**GIVEN INFORMATION**
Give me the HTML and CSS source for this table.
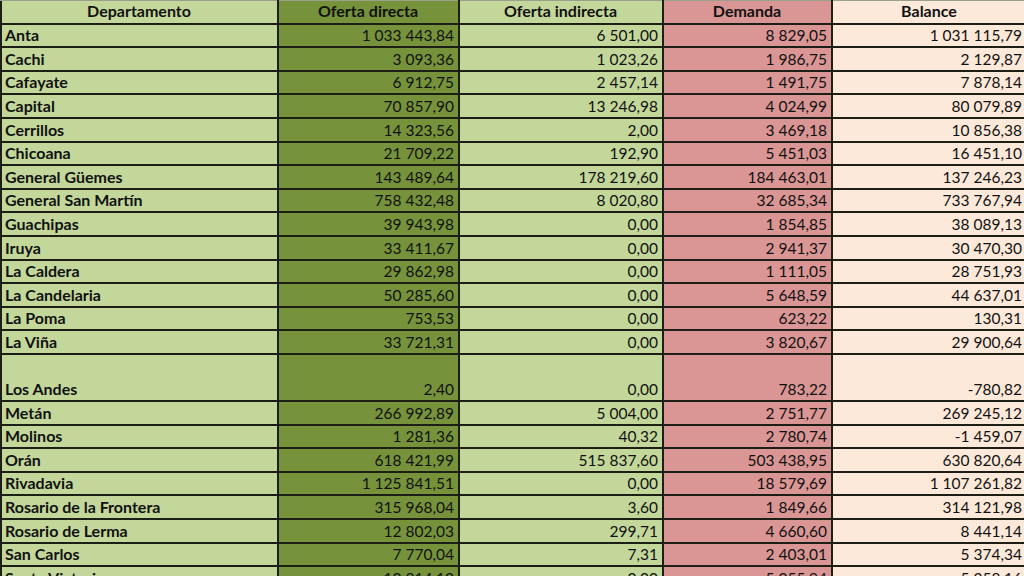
FILE: index.html
```html
<!DOCTYPE html>
<html lang="es">
<head>
<meta charset="utf-8">
<title>Balance por departamento</title>
<link rel="stylesheet" href="styles.css">
</head>
<body>
<table class="sheet">
  <colgroup>
    <col class="c-dep"><col class="c-od"><col class="c-oi"><col class="c-dem"><col class="c-bal">
  </colgroup>
  <thead>
    <tr>
      <th class="dep">Departamento</th>
      <th class="od">Oferta directa</th>
      <th class="oi">Oferta indirecta</th>
      <th class="dem">Demanda</th>
      <th class="bal">Balance</th>
    </tr>
  </thead>
  <tbody>
    <tr><td class="dep">Anta</td><td class="od">1 033 443,84</td><td class="oi">6 501,00</td><td class="dem">8 829,05</td><td class="bal">1 031 115,79</td></tr>
    <tr><td class="dep">Cachi</td><td class="od">3 093,36</td><td class="oi">1 023,26</td><td class="dem">1 986,75</td><td class="bal">2 129,87</td></tr>
    <tr><td class="dep">Cafayate</td><td class="od">6 912,75</td><td class="oi">2 457,14</td><td class="dem">1 491,75</td><td class="bal">7 878,14</td></tr>
    <tr><td class="dep">Capital</td><td class="od">70 857,90</td><td class="oi">13 246,98</td><td class="dem">4 024,99</td><td class="bal">80 079,89</td></tr>
    <tr><td class="dep">Cerrillos</td><td class="od">14 323,56</td><td class="oi">2,00</td><td class="dem">3 469,18</td><td class="bal">10 856,38</td></tr>
    <tr><td class="dep">Chicoana</td><td class="od">21 709,22</td><td class="oi">192,90</td><td class="dem">5 451,03</td><td class="bal">16 451,10</td></tr>
    <tr><td class="dep">General Güemes</td><td class="od">143 489,64</td><td class="oi">178 219,60</td><td class="dem">184 463,01</td><td class="bal">137 246,23</td></tr>
    <tr><td class="dep">General San Martín</td><td class="od">758 432,48</td><td class="oi">8 020,80</td><td class="dem">32 685,34</td><td class="bal">733 767,94</td></tr>
    <tr><td class="dep">Guachipas</td><td class="od">39 943,98</td><td class="oi">0,00</td><td class="dem">1 854,85</td><td class="bal">38 089,13</td></tr>
    <tr><td class="dep">Iruya</td><td class="od">33 411,67</td><td class="oi">0,00</td><td class="dem">2 941,37</td><td class="bal">30 470,30</td></tr>
    <tr><td class="dep">La Caldera</td><td class="od">29 862,98</td><td class="oi">0,00</td><td class="dem">1 111,05</td><td class="bal">28 751,93</td></tr>
    <tr><td class="dep">La Candelaria</td><td class="od">50 285,60</td><td class="oi">0,00</td><td class="dem">5 648,59</td><td class="bal">44 637,01</td></tr>
    <tr><td class="dep">La Poma</td><td class="od">753,53</td><td class="oi">0,00</td><td class="dem">623,22</td><td class="bal">130,31</td></tr>
    <tr><td class="dep">La Viña</td><td class="od">33 721,31</td><td class="oi">0,00</td><td class="dem">3 820,67</td><td class="bal">29 900,64</td></tr>
    <tr class="tall"><td class="dep">Los Andes</td><td class="od">2,40</td><td class="oi">0,00</td><td class="dem">783,22</td><td class="bal">-780,82</td></tr>
    <tr><td class="dep">Metán</td><td class="od">266 992,89</td><td class="oi">5 004,00</td><td class="dem">2 751,77</td><td class="bal">269 245,12</td></tr>
    <tr><td class="dep">Molinos</td><td class="od">1 281,36</td><td class="oi">40,32</td><td class="dem">2 780,74</td><td class="bal">-1 459,07</td></tr>
    <tr><td class="dep">Orán</td><td class="od">618 421,99</td><td class="oi">515 837,60</td><td class="dem">503 438,95</td><td class="bal">630 820,64</td></tr>
    <tr><td class="dep">Rivadavia</td><td class="od">1 125 841,51</td><td class="oi">0,00</td><td class="dem">18 579,69</td><td class="bal">1 107 261,82</td></tr>
    <tr><td class="dep">Rosario de la Frontera</td><td class="od">315 968,04</td><td class="oi">3,60</td><td class="dem">1 849,66</td><td class="bal">314 121,98</td></tr>
    <tr><td class="dep">Rosario de Lerma</td><td class="od">12 802,03</td><td class="oi">299,71</td><td class="dem">4 660,60</td><td class="bal">8 441,14</td></tr>
    <tr><td class="dep">San Carlos</td><td class="od">7 770,04</td><td class="oi">7,31</td><td class="dem">2 403,01</td><td class="bal">5 374,34</td></tr>
    <tr><td class="dep">Santa Victoria</td><td class="od">10 314,10</td><td class="oi">0,00</td><td class="dem">5 055,94</td><td class="bal">5 258,16</td></tr>
  </tbody>
</table>
</body>
</html>
```
FILE: styles.css
```css
html, body {
  margin: 0;
  padding: 0;
  overflow: hidden;
  background: #ffffff;
}
body {
  width: 1024px;
  height: 576px;
}
.sheet {
  border-collapse: collapse;
  table-layout: fixed;
  width: 1026px;
  font-family: Lato, "Open Sans", sans-serif;
  font-size: 15.5px;
  color: #111;
  margin-top: -1px;
}
.c-dep { width: 277px; }
.c-od { width: 181px; }
.c-oi { width: 204px; }
.c-dem { width: 169px; }
.c-bal { width: 195px; }

.sheet th,
.sheet td {
  border: 2px solid #1d1f17;
  height: 19.6px;
  padding: 0 4px 2px 3px;
  vertical-align: bottom;
  line-height: 18px;
  white-space: nowrap;
  overflow: hidden;
}
.sheet th {
  font-weight: 700;
  font-size: 16px;
  text-align: center;
  border-top-color: #9aa08c;
  height: 18.6px;
  padding-bottom: 3px;
}
.sheet td { text-align: right; }
.sheet td.dep {
  text-align: left;
  font-weight: 700;
  font-size: 16px;
}
.sheet tr.tall td { height: 43.2px; }

.dep { background: #c4d79b; }
.od { background: #76933c; }
.oi { background: #c4d79b; }
.dem { background: #da9694; }
.bal { background: #fde9d9; }
```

**EXERCISE REQUIREMENTS**
Would you return the data exactly as written, without the pictures?

**SOLUTION TO THE EXERCISE**
Give me the HTML and CSS source for this table.
FILE: index.html
```html
<!DOCTYPE html>
<html lang="es">
<head>
<meta charset="utf-8">
<title>Balance por departamento</title>
<link rel="stylesheet" href="styles.css">
</head>
<body>
<table class="sheet">
  <colgroup>
    <col class="c-dep"><col class="c-od"><col class="c-oi"><col class="c-dem"><col class="c-bal">
  </colgroup>
  <thead>
    <tr>
      <th class="dep">Departamento</th>
      <th class="od">Oferta directa</th>
      <th class="oi">Oferta indirecta</th>
      <th class="dem">Demanda</th>
      <th class="bal">Balance</th>
    </tr>
  </thead>
  <tbody>
    <tr><td class="dep">Anta</td><td class="od">1 033 443,84</td><td class="oi">6 501,00</td><td class="dem">8 829,05</td><td class="bal">1 031 115,79</td></tr>
    <tr><td class="dep">Cachi</td><td class="od">3 093,36</td><td class="oi">1 023,26</td><td class="dem">1 986,75</td><td class="bal">2 129,87</td></tr>
    <tr><td class="dep">Cafayate</td><td class="od">6 912,75</td><td class="oi">2 457,14</td><td class="dem">1 491,75</td><td class="bal">7 878,14</td></tr>
    <tr><td class="dep">Capital</td><td class="od">70 857,90</td><td class="oi">13 246,98</td><td class="dem">4 024,99</td><td class="bal">80 079,89</td></tr>
    <tr><td class="dep">Cerrillos</td><td class="od">14 323,56</td><td class="oi">2,00</td><td class="dem">3 469,18</td><td class="bal">10 856,38</td></tr>
    <tr><td class="dep">Chicoana</td><td class="od">21 709,22</td><td class="oi">192,90</td><td class="dem">5 451,03</td><td class="bal">16 451,10</td></tr>
    <tr><td class="dep">General Güemes</td><td class="od">143 489,64</td><td class="oi">178 219,60</td><td class="dem">184 463,01</td><td class="bal">137 246,23</td></tr>
    <tr><td class="dep">General San Martín</td><td class="od">758 432,48</td><td class="oi">8 020,80</td><td class="dem">32 685,34</td><td class="bal">733 767,94</td></tr>
    <tr><td class="dep">Guachipas</td><td class="od">39 943,98</td><td class="oi">0,00</td><td class="dem">1 854,85</td><td class="bal">38 089,13</td></tr>
    <tr><td class="dep">Iruya</td><td class="od">33 411,67</td><td class="oi">0,00</td><td class="dem">2 941,37</td><td class="bal">30 470,30</td></tr>
    <tr><td class="dep">La Caldera</td><td class="od">29 862,98</td><td class="oi">0,00</td><td class="dem">1 111,05</td><td class="bal">28 751,93</td></tr>
    <tr><td class="dep">La Candelaria</td><td class="od">50 285,60</td><td class="oi">0,00</td><td class="dem">5 648,59</td><td class="bal">44 637,01</td></tr>
    <tr><td class="dep">La Poma</td><td class="od">753,53</td><td class="oi">0,00</td><td class="dem">623,22</td><td class="bal">130,31</td></tr>
    <tr><td class="dep">La Viña</td><td class="od">33 721,31</td><td class="oi">0,00</td><td class="dem">3 820,67</td><td class="bal">29 900,64</td></tr>
    <tr class="tall"><td class="dep">Los Andes</td><td class="od">2,40</td><td class="oi">0,00</td><td class="dem">783,22</td><td class="bal">-780,82</td></tr>
    <tr><td class="dep">Metán</td><td class="od">266 992,89</td><td class="oi">5 004,00</td><td class="dem">2 751,77</td><td class="bal">269 245,12</td></tr>
    <tr><td class="dep">Molinos</td><td class="od">1 281,36</td><td class="oi">40,32</td><td class="dem">2 780,74</td><td class="bal">-1 459,07</td></tr>
    <tr><td class="dep">Orán</td><td class="od">618 421,99</td><td class="oi">515 837,60</td><td class="dem">503 438,95</td><td class="bal">630 820,64</td></tr>
    <tr><td class="dep">Rivadavia</td><td class="od">1 125 841,51</td><td class="oi">0,00</td><td class="dem">18 579,69</td><td class="bal">1 107 261,82</td></tr>
    <tr><td class="dep">Rosario de la Frontera</td><td class="od">315 968,04</td><td class="oi">3,60</td><td class="dem">1 849,66</td><td class="bal">314 121,98</td></tr>
    <tr><td class="dep">Rosario de Lerma</td><td class="od">12 802,03</td><td class="oi">299,71</td><td class="dem">4 660,60</td><td class="bal">8 441,14</td></tr>
    <tr><td class="dep">San Carlos</td><td class="od">7 770,04</td><td class="oi">7,31</td><td class="dem">2 403,01</td><td class="bal">5 374,34</td></tr>
    <tr><td class="dep">Santa Victoria</td><td class="od">10 314,10</td><td class="oi">0,00</td><td class="dem">5 055,94</td><td class="bal">5 258,16</td></tr>
  </tbody>
</table>
</body>
</html>
```
FILE: styles.css
```css
html, body {
  margin: 0;
  padding: 0;
  overflow: hidden;
  background: #ffffff;
}
body {
  width: 1024px;
  height: 576px;
}
.sheet {
  border-collapse: collapse;
  table-layout: fixed;
  width: 1026px;
  font-family: Lato, "Open Sans", sans-serif;
  font-size: 15.5px;
  color: #111;
  margin-top: -1px;
}
.c-dep { width: 277px; }
.c-od { width: 181px; }
.c-oi { width: 204px; }
.c-dem { width: 169px; }
.c-bal { width: 195px; }

.sheet th,
.sheet td {
  border: 2px solid #1d1f17;
  height: 19.6px;
  padding: 0 4px 2px 3px;
  vertical-align: bottom;
  line-height: 18px;
  white-space: nowrap;
  overflow: hidden;
}
.sheet th {
  font-weight: 700;
  font-size: 16px;
  text-align: center;
  border-top-color: #9aa08c;
  height: 18.6px;
  padding-bottom: 3px;
}
.sheet td { text-align: right; }
.sheet td.dep {
  text-align: left;
  font-weight: 700;
  font-size: 16px;
}
.sheet tr.tall td { height: 43.2px; }

.dep { background: #c4d79b; }
.od { background: #76933c; }
.oi { background: #c4d79b; }
.dem { background: #da9694; }
.bal { background: #fde9d9; }
```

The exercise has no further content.